In 1942, Dunlap deserted his family to join the Army Air Corps and served in the Pacific during World War II. In 1946, he re-enlisted in the Air Force and served 12 more years, retiring in 1958 to Washington.

Dunlap used to have nightmares about the electric chair. No matter how he tried, he couldn’t forget his crimes.

“I did a lot of drinking and when I was drunk, I’d tell people about shooting a man,” he told the Beacon Journal. “But when you’re drunk, nobody believes what you say and nobody ever took me seriously.”

He insisted, however, that the shooting was an accident.

“I swear before God, I had no intention of killing him,” Dunlap said. “He is the only person I have ever hurt in my life.”

After the fugitive was returned to Akron in handcuffs, Summit County Case No. 6908 was dusted off. The legal process had been in limbo since Dunlap’s escape in 1920.

Nearly all the witnesses were dead.
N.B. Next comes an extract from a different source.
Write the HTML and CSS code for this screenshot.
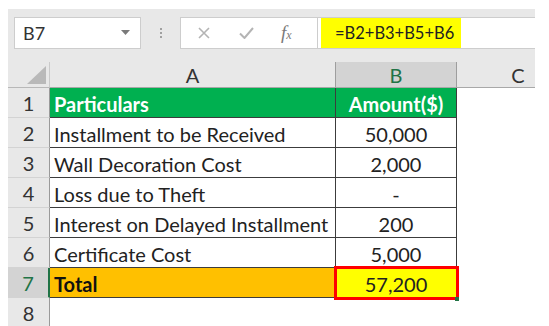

A shorthand record of the trial was destroyed in the 1950s to clear space.

On Jan. 8, 1965, Judge Stephen C. Colopy ruled that he could “not pass the death sentence on anyone” whose original transcript was lost.

Hearing he would be spared the electric chair, Dunlap exclaimed: “That’s wonderful!”

He waived his right to a jury trial and pleaded guilty to first-degree manslaughter on March 26, 1965. A three-judge panel sentenced him to serve one to 20 years at the penitentiary.

In a case with many twists, the final surprise came a year later, when Dunlap, then 65, was paroled. He was released from prison on April 7, 1966, to live with his son in St. Louis.

Waiting for a bus, the smiling ex-con told reporters about his plans: “I’m going to get a rocking chair and just rock.”

He planned to legally change his name to Walker and leave the past behind. “I was born a Dunlap and I killed as a Dunlap,” he said. “I don’t want to die as Leroy Dunlap.”

Harry Walker died at age 79 in 1980. He is buried at Jefferson Barracks National Cemetery in St. Louis.

His son, daughter-in-law and two granddaughters met him at the St. Louis bus station.

“At last,” Walker said before stepping into anonymity. “I’m so happy to be here at last.”